Yep. It means exactly what I thought it did. 🙂

This is Andrew Cross, the Desert Drifter.

“Years ago, I ventured into a canyon alone. I thought I saw something perched high on a cliff. I looked closer. It was an ancient ruin of some kind. I assessed the climb to reach it, and I backed down. It looked too intimidating, but I’m not who I was back then.”

“Nerdwriter” Evan Puschak has built a YouTube channel of 3.2 million subscribers over the past 13 years.

“Desert Drifter” Andrew Cross built a YouTube channel of 484,000 subscribers in just 13 months. Both men are 36 years old.

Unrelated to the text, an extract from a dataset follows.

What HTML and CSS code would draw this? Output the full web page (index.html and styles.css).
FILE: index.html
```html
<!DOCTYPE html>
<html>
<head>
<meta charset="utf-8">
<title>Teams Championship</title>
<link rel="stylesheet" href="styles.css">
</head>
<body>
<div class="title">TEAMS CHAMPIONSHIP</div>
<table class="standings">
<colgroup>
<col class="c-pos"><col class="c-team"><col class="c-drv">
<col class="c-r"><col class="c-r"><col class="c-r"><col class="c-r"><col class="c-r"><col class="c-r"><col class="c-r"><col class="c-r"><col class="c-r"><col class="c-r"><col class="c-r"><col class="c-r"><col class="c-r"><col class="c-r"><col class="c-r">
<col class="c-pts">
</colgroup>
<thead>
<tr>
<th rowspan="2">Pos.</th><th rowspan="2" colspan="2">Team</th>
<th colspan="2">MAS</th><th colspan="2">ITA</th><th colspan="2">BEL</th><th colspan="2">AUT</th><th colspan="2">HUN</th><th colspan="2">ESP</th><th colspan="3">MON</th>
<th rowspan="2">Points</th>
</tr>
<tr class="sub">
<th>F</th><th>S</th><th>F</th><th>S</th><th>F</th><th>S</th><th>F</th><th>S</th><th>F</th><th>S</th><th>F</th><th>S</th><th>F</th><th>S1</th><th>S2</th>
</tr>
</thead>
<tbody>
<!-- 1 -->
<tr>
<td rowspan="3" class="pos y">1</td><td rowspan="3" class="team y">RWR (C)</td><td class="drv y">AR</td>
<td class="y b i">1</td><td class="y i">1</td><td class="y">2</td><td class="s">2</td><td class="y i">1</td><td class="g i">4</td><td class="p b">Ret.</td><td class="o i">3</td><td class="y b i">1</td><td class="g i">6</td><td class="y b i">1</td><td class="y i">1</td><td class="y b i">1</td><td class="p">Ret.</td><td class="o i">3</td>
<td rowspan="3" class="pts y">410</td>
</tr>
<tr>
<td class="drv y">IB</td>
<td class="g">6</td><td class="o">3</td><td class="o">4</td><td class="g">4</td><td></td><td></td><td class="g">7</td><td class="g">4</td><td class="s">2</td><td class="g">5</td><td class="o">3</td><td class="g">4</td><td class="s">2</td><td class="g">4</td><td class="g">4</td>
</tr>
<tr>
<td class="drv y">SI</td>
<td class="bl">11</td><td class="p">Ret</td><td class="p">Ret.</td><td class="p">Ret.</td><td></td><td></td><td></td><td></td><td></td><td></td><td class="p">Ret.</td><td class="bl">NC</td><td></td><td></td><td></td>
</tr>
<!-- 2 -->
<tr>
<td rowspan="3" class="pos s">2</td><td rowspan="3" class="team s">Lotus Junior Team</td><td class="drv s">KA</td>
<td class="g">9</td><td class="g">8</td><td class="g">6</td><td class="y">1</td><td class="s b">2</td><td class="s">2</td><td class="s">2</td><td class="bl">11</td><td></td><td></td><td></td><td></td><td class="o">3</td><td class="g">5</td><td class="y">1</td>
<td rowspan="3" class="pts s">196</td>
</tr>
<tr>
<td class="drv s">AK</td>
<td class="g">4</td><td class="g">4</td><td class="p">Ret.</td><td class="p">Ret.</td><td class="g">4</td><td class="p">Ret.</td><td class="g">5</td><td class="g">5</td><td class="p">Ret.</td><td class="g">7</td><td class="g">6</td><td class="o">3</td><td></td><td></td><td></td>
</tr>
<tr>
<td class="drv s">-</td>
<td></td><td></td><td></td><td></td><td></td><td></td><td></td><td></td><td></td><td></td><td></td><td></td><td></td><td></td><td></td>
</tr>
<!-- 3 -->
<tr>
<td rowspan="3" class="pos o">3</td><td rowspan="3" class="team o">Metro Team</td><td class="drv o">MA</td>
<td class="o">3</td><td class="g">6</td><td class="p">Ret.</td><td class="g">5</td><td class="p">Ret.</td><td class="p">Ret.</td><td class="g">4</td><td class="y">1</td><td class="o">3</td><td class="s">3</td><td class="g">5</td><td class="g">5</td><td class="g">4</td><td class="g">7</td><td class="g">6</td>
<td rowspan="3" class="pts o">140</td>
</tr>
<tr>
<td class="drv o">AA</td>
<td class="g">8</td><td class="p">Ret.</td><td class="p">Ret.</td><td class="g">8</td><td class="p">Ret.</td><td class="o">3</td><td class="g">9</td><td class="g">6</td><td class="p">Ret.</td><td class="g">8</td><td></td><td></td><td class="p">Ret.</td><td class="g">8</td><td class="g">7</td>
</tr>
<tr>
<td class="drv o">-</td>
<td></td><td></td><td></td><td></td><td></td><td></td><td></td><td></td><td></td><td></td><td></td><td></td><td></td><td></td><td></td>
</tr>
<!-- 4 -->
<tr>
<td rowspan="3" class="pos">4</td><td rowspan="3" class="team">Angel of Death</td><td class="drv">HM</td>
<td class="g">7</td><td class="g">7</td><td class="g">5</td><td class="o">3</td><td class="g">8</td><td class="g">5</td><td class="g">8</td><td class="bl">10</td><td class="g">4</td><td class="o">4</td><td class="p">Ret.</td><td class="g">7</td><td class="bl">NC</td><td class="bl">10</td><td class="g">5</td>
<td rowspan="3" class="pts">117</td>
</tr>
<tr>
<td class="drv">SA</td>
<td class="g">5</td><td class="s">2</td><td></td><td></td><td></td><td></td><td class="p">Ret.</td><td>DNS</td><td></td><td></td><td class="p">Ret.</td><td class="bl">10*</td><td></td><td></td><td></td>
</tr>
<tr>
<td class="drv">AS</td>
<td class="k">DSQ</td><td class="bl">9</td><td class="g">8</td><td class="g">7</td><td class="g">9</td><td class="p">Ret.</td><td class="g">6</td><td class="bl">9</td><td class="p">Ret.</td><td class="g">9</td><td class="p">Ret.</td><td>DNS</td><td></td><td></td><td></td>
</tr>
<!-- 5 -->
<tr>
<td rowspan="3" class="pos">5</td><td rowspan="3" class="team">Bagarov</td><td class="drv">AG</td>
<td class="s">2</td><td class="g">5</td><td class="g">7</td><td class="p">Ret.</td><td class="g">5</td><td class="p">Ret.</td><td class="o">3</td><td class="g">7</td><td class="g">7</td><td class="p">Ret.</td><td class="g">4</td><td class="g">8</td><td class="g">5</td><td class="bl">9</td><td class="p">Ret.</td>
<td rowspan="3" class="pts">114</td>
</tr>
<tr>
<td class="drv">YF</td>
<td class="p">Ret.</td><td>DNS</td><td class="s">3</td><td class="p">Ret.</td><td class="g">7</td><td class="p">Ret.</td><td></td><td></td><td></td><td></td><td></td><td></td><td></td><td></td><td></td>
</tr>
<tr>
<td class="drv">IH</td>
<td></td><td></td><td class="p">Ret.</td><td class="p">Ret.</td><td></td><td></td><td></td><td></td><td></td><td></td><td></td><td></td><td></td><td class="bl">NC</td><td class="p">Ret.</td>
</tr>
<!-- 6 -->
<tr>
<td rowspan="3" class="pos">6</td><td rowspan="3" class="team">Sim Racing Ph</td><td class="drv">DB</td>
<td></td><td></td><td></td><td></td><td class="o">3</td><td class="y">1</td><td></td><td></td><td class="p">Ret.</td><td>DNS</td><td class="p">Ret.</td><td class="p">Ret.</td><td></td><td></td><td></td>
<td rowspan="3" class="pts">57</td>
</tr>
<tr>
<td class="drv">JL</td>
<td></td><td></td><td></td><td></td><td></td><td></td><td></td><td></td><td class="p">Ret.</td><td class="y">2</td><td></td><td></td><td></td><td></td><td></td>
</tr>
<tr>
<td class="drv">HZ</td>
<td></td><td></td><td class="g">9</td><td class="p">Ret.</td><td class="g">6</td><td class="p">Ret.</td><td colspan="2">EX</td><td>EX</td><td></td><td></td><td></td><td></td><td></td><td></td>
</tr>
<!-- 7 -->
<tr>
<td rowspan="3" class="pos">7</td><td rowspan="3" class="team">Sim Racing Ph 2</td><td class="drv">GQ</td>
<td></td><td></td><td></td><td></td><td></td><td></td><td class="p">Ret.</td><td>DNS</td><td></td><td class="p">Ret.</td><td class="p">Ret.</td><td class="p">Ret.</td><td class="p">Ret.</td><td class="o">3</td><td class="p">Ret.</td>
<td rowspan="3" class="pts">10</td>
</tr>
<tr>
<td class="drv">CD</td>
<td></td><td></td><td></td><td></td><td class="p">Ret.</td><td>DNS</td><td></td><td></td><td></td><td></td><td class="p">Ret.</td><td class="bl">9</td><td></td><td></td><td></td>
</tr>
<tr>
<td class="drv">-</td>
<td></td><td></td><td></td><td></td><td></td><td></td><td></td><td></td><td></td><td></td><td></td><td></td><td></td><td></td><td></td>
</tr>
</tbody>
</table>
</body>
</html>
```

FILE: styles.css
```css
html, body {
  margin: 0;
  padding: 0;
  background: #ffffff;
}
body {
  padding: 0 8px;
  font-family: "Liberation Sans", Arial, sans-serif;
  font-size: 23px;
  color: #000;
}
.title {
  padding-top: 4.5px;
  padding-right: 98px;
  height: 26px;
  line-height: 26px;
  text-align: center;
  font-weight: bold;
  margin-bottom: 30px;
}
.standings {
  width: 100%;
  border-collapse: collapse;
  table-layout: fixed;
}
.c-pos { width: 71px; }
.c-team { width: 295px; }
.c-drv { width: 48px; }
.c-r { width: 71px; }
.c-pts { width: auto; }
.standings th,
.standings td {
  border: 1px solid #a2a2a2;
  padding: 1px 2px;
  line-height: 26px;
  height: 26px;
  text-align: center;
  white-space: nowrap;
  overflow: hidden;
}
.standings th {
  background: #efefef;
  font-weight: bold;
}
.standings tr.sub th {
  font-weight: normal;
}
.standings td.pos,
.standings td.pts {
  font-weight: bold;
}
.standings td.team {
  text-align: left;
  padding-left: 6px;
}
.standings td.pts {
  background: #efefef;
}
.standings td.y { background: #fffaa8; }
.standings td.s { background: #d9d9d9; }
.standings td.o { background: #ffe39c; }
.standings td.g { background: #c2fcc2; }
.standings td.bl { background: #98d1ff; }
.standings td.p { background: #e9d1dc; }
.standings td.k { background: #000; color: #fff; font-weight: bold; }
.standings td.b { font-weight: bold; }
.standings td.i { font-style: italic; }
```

I continue to watch with anxiety as Andrew climbs impossible stone cliffs, hundreds of feet high, to examine the ruins of 1,000-year-old Native American cliff dwellings.

I never suspected that Death would be waiting for Andrew at the corner of 1st Street and North Avenue near his home in Grand Junction, Colorado.

While he was still with us, Andrew took hundreds of thousands of us with him – one at a time – as he explored remote places that few people will ever see.  And he never failed to share his wonder:

“I had finally arrived. Arrived at what? Was the ruin itself what I was really searching for after all? As I looked around at the remnants of what once was, I pondered the reason I do all of this in the first place.”

“Confucius once said, ‘By three methods we may learn wisdom. First by Reflection, which is noblist. Second by Imitation, which is easiest. And third by Experience, which is the bitterest.'”

“These open desert spaces provide opportunities for all three of those. And they always beckon me to return. As long as I am able, I will answer their call, to discover more about myself and the people who have called this place ‘home.’ As you join me, my hope is for you, too, to find space for reflection, and the pursuit of wisdom.”

“Thank you for accompanying me on this journey.”

It was a delight to spend those hours with you, Andrew.

The world is smaller now that you are gone.